#### WORK INSTRUCTIONS
Repeat the full listing below verbatim and keep the images out.

▶

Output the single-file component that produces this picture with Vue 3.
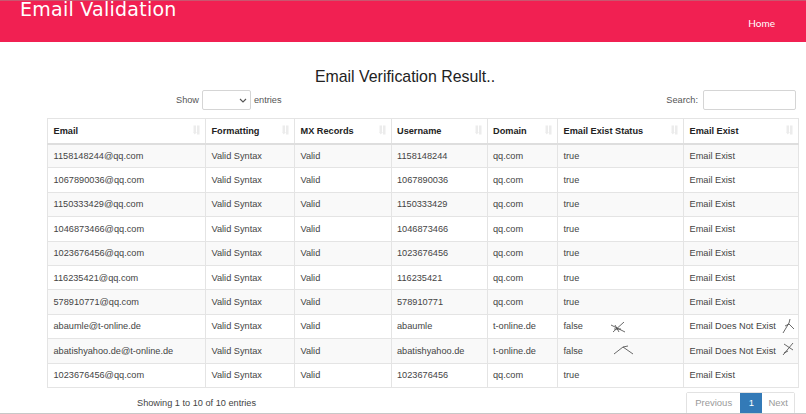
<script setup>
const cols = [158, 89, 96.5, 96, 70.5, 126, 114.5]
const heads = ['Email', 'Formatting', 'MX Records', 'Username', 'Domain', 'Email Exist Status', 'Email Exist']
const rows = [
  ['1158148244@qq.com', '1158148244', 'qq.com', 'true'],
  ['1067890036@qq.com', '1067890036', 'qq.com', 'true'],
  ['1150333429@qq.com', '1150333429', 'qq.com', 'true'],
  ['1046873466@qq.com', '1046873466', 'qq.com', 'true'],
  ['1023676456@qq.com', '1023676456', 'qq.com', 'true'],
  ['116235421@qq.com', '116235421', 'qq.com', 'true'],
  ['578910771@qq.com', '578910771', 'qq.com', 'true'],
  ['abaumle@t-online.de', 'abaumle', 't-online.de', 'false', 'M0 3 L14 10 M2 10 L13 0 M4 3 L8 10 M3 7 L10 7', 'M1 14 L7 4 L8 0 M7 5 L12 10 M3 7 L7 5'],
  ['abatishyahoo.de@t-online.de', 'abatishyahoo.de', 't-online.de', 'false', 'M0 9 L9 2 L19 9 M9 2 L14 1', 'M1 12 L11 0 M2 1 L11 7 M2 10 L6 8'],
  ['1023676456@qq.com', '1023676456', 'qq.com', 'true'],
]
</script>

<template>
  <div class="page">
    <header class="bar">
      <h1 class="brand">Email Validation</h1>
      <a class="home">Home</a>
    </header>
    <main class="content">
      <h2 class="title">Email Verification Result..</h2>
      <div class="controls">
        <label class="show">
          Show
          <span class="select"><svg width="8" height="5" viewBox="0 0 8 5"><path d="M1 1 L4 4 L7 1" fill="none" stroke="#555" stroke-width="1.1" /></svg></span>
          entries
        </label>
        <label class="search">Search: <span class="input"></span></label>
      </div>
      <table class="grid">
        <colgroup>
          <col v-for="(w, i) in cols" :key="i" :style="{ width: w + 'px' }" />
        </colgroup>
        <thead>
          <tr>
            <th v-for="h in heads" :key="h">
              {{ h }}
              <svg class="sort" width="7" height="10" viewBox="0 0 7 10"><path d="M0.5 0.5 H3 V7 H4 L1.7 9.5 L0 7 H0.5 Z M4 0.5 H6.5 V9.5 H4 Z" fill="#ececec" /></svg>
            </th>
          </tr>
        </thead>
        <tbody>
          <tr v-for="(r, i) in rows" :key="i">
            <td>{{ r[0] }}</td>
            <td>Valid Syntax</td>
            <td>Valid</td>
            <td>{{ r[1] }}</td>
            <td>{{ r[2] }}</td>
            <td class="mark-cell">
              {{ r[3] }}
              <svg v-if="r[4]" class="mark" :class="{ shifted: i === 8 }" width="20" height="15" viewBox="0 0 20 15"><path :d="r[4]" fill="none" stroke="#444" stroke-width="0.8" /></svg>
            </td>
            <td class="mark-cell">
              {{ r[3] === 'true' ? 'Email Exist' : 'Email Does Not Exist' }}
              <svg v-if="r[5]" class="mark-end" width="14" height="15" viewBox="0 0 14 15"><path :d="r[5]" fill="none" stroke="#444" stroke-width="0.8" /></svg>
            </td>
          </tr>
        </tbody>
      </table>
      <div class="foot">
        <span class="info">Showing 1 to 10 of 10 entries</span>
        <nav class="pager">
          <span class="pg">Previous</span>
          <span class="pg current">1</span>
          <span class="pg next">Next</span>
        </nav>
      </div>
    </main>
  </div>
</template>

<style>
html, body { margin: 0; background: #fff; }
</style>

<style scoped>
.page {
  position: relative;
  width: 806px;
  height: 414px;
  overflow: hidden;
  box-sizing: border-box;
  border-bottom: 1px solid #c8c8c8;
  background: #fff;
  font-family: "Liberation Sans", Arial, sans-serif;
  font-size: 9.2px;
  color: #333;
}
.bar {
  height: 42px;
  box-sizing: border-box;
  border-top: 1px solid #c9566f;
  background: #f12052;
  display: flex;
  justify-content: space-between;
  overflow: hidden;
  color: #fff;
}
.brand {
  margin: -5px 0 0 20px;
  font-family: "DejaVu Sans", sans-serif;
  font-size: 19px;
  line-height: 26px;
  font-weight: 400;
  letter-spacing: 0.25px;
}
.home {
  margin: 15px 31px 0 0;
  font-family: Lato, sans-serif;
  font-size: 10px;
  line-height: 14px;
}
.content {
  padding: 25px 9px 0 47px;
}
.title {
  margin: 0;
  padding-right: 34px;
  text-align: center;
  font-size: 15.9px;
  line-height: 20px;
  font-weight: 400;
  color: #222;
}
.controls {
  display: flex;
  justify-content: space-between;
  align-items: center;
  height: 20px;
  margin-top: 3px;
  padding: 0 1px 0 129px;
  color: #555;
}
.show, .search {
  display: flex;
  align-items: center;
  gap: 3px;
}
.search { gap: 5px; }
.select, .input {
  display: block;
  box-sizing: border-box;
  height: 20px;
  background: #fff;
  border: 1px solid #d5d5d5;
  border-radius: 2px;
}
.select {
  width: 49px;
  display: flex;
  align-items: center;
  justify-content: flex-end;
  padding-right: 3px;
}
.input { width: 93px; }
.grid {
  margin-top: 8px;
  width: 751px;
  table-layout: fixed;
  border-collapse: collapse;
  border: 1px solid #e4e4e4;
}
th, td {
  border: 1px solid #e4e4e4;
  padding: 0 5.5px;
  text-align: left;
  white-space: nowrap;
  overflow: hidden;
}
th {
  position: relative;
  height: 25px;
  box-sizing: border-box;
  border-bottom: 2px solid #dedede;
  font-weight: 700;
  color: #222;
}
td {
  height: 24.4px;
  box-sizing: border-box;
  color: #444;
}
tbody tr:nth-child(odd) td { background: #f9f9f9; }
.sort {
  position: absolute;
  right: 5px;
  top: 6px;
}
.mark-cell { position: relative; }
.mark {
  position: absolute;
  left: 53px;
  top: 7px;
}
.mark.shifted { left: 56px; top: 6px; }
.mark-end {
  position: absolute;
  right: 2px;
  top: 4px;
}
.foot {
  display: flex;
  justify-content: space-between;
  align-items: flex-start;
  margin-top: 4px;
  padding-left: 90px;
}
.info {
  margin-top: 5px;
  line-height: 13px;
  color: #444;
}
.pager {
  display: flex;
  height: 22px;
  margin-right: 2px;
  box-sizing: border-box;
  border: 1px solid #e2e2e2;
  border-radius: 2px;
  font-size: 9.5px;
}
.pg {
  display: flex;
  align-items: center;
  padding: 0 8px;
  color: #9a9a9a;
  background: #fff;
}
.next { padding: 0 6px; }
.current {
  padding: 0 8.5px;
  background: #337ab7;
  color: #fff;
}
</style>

◀

#### COMPLETED TASK
Output the single-file component that produces this picture with Vue 3.
<script setup>
const cols = [158, 89, 96.5, 96, 70.5, 126, 114.5]
const heads = ['Email', 'Formatting', 'MX Records', 'Username', 'Domain', 'Email Exist Status', 'Email Exist']
const rows = [
  ['1158148244@qq.com', '1158148244', 'qq.com', 'true'],
  ['1067890036@qq.com', '1067890036', 'qq.com', 'true'],
  ['1150333429@qq.com', '1150333429', 'qq.com', 'true'],
  ['1046873466@qq.com', '1046873466', 'qq.com', 'true'],
  ['1023676456@qq.com', '1023676456', 'qq.com', 'true'],
  ['116235421@qq.com', '116235421', 'qq.com', 'true'],
  ['578910771@qq.com', '578910771', 'qq.com', 'true'],
  ['abaumle@t-online.de', 'abaumle', 't-online.de', 'false', 'M0 3 L14 10 M2 10 L13 0 M4 3 L8 10 M3 7 L10 7', 'M1 14 L7 4 L8 0 M7 5 L12 10 M3 7 L7 5'],
  ['abatishyahoo.de@t-online.de', 'abatishyahoo.de', 't-online.de', 'false', 'M0 9 L9 2 L19 9 M9 2 L14 1', 'M1 12 L11 0 M2 1 L11 7 M2 10 L6 8'],
  ['1023676456@qq.com', '1023676456', 'qq.com', 'true'],
]
</script>

<template>
  <div class="page">
    <header class="bar">
      <h1 class="brand">Email Validation</h1>
      <a class="home">Home</a>
    </header>
    <main class="content">
      <h2 class="title">Email Verification Result..</h2>
      <div class="controls">
        <label class="show">
          Show
          <span class="select"><svg width="8" height="5" viewBox="0 0 8 5"><path d="M1 1 L4 4 L7 1" fill="none" stroke="#555" stroke-width="1.1" /></svg></span>
          entries
        </label>
        <label class="search">Search: <span class="input"></span></label>
      </div>
      <table class="grid">
        <colgroup>
          <col v-for="(w, i) in cols" :key="i" :style="{ width: w + 'px' }" />
        </colgroup>
        <thead>
          <tr>
            <th v-for="h in heads" :key="h">
              {{ h }}
              <svg class="sort" width="7" height="10" viewBox="0 0 7 10"><path d="M0.5 0.5 H3 V7 H4 L1.7 9.5 L0 7 H0.5 Z M4 0.5 H6.5 V9.5 H4 Z" fill="#ececec" /></svg>
            </th>
          </tr>
        </thead>
        <tbody>
          <tr v-for="(r, i) in rows" :key="i">
            <td>{{ r[0] }}</td>
            <td>Valid Syntax</td>
            <td>Valid</td>
            <td>{{ r[1] }}</td>
            <td>{{ r[2] }}</td>
            <td class="mark-cell">
              {{ r[3] }}
              <svg v-if="r[4]" class="mark" :class="{ shifted: i === 8 }" width="20" height="15" viewBox="0 0 20 15"><path :d="r[4]" fill="none" stroke="#444" stroke-width="0.8" /></svg>
            </td>
            <td class="mark-cell">
              {{ r[3] === 'true' ? 'Email Exist' : 'Email Does Not Exist' }}
              <svg v-if="r[5]" class="mark-end" width="14" height="15" viewBox="0 0 14 15"><path :d="r[5]" fill="none" stroke="#444" stroke-width="0.8" /></svg>
            </td>
          </tr>
        </tbody>
      </table>
      <div class="foot">
        <span class="info">Showing 1 to 10 of 10 entries</span>
        <nav class="pager">
          <span class="pg">Previous</span>
          <span class="pg current">1</span>
          <span class="pg next">Next</span>
        </nav>
      </div>
    </main>
  </div>
</template>

<style>
html, body { margin: 0; background: #fff; }
</style>

<style scoped>
.page {
  position: relative;
  width: 806px;
  height: 414px;
  overflow: hidden;
  box-sizing: border-box;
  border-bottom: 1px solid #c8c8c8;
  background: #fff;
  font-family: "Liberation Sans", Arial, sans-serif;
  font-size: 9.2px;
  color: #333;
}
.bar {
  height: 42px;
  box-sizing: border-box;
  border-top: 1px solid #c9566f;
  background: #f12052;
  display: flex;
  justify-content: space-between;
  overflow: hidden;
  color: #fff;
}
.brand {
  margin: -5px 0 0 20px;
  font-family: "DejaVu Sans", sans-serif;
  font-size: 19px;
  line-height: 26px;
  font-weight: 400;
  letter-spacing: 0.25px;
}
.home {
  margin: 15px 31px 0 0;
  font-family: Lato, sans-serif;
  font-size: 10px;
  line-height: 14px;
}
.content {
  padding: 25px 9px 0 47px;
}
.title {
  margin: 0;
  padding-right: 34px;
  text-align: center;
  font-size: 15.9px;
  line-height: 20px;
  font-weight: 400;
  color: #222;
}
.controls {
  display: flex;
  justify-content: space-between;
  align-items: center;
  height: 20px;
  margin-top: 3px;
  padding: 0 1px 0 129px;
  color: #555;
}
.show, .search {
  display: flex;
  align-items: center;
  gap: 3px;
}
.search { gap: 5px; }
.select, .input {
  display: block;
  box-sizing: border-box;
  height: 20px;
  background: #fff;
  border: 1px solid #d5d5d5;
  border-radius: 2px;
}
.select {
  width: 49px;
  display: flex;
  align-items: center;
  justify-content: flex-end;
  padding-right: 3px;
}
.input { width: 93px; }
.grid {
  margin-top: 8px;
  width: 751px;
  table-layout: fixed;
  border-collapse: collapse;
  border: 1px solid #e4e4e4;
}
th, td {
  border: 1px solid #e4e4e4;
  padding: 0 5.5px;
  text-align: left;
  white-space: nowrap;
  overflow: hidden;
}
th {
  position: relative;
  height: 25px;
  box-sizing: border-box;
  border-bottom: 2px solid #dedede;
  font-weight: 700;
  color: #222;
}
td {
  height: 24.4px;
  box-sizing: border-box;
  color: #444;
}
tbody tr:nth-child(odd) td { background: #f9f9f9; }
.sort {
  position: absolute;
  right: 5px;
  top: 6px;
}
.mark-cell { position: relative; }
.mark {
  position: absolute;
  left: 53px;
  top: 7px;
}
.mark.shifted { left: 56px; top: 6px; }
.mark-end {
  position: absolute;
  right: 2px;
  top: 4px;
}
.foot {
  display: flex;
  justify-content: space-between;
  align-items: flex-start;
  margin-top: 4px;
  padding-left: 90px;
}
.info {
  margin-top: 5px;
  line-height: 13px;
  color: #444;
}
.pager {
  display: flex;
  height: 22px;
  margin-right: 2px;
  box-sizing: border-box;
  border: 1px solid #e2e2e2;
  border-radius: 2px;
  font-size: 9.5px;
}
.pg {
  display: flex;
  align-items: center;
  padding: 0 8px;
  color: #9a9a9a;
  background: #fff;
}
.next { padding: 0 6px; }
.current {
  padding: 0 8.5px;
  background: #337ab7;
  color: #fff;
}
</style>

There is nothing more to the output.